I tried to get away with a fake scoop -- you lean over with a bag in your hand and stare at the matter very intently, then fade away. But I did that one day and another walker called out, "I think you missed something."
I said, "I have a terrible vision problem. Thank you so much." I had to go back and scoop. Damn. I even thought briefly about carrying a long white cane and some Mr. Magoo glasses when I walk the dogs, but too many people in the neighborhood know me. I think I have no choice but to scoop.
Since the day the code lady got me, I have never again seen a single city employee out enforcing the law. I can only conclude that the passage of the law and the very existence of the law sent out some kind of moral message telling people what their fellow community members think of them for scoop-scoffing. And it is that message, not any enforcement activity, that has in fact radically altered behavior.
So you can too legislate morality. Think about it. If you can pass a pusillanimous little ordinance that the city can't even afford to enforce and get people to pick up dog shit, you can probably get them to do a lot of things with laws.
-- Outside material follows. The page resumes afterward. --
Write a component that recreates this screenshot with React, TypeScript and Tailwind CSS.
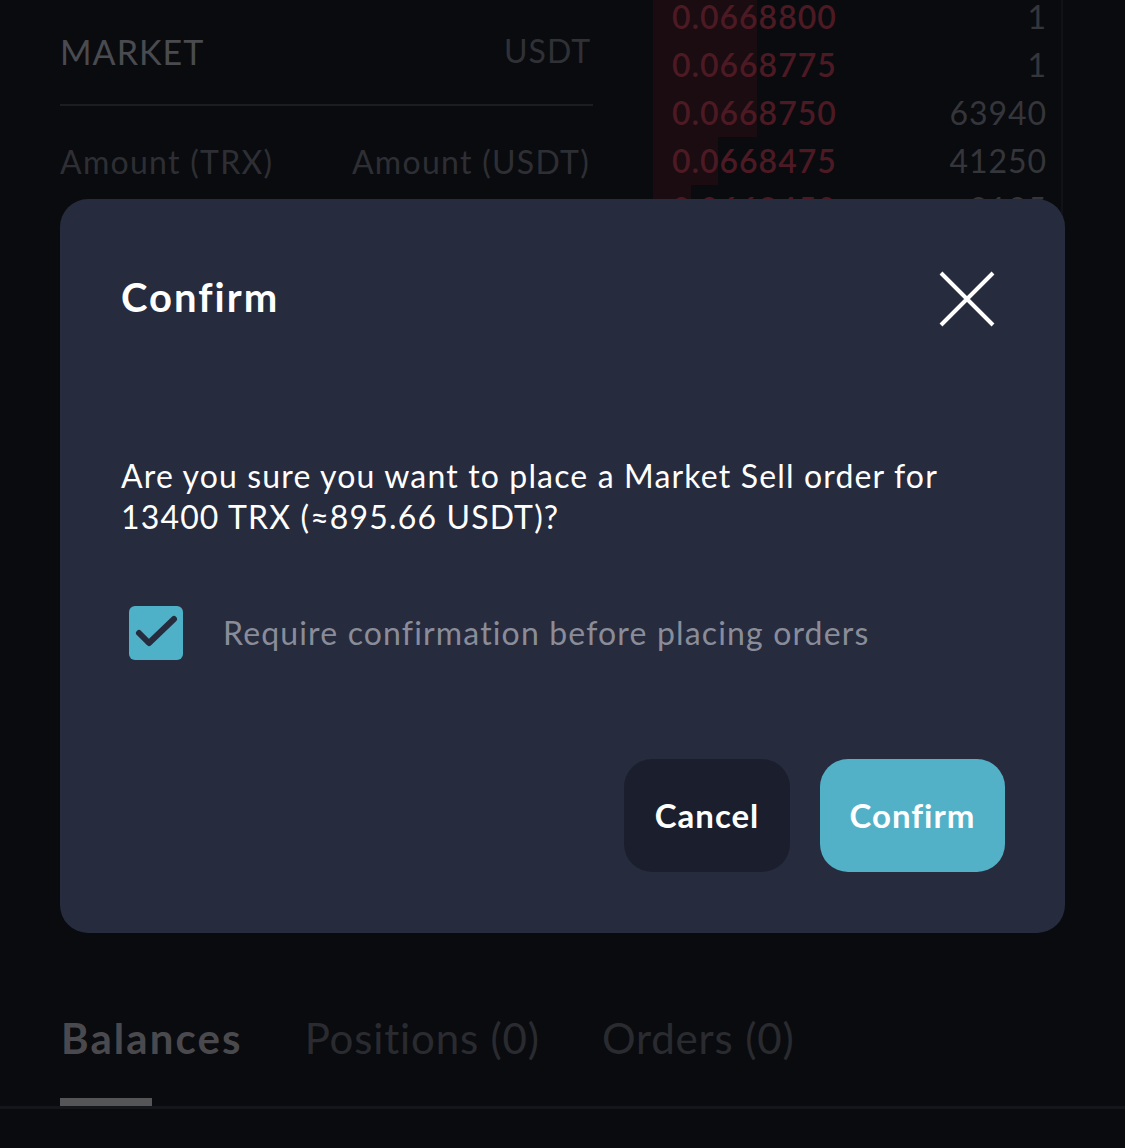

It's weird. I don't feel that I am a better person now that I scoop. I'm just doing it to avoid getting hectored. But I do believe other people think I am a better person for scooping, and somehow that feels like almost the same thing.
I keep trying to get at the inner truth of it. Maybe it's this: If they pass a new law legislating morality, don't be the first person to obey it. But when everybody else starts, you better jump in. You can use that for a quote too.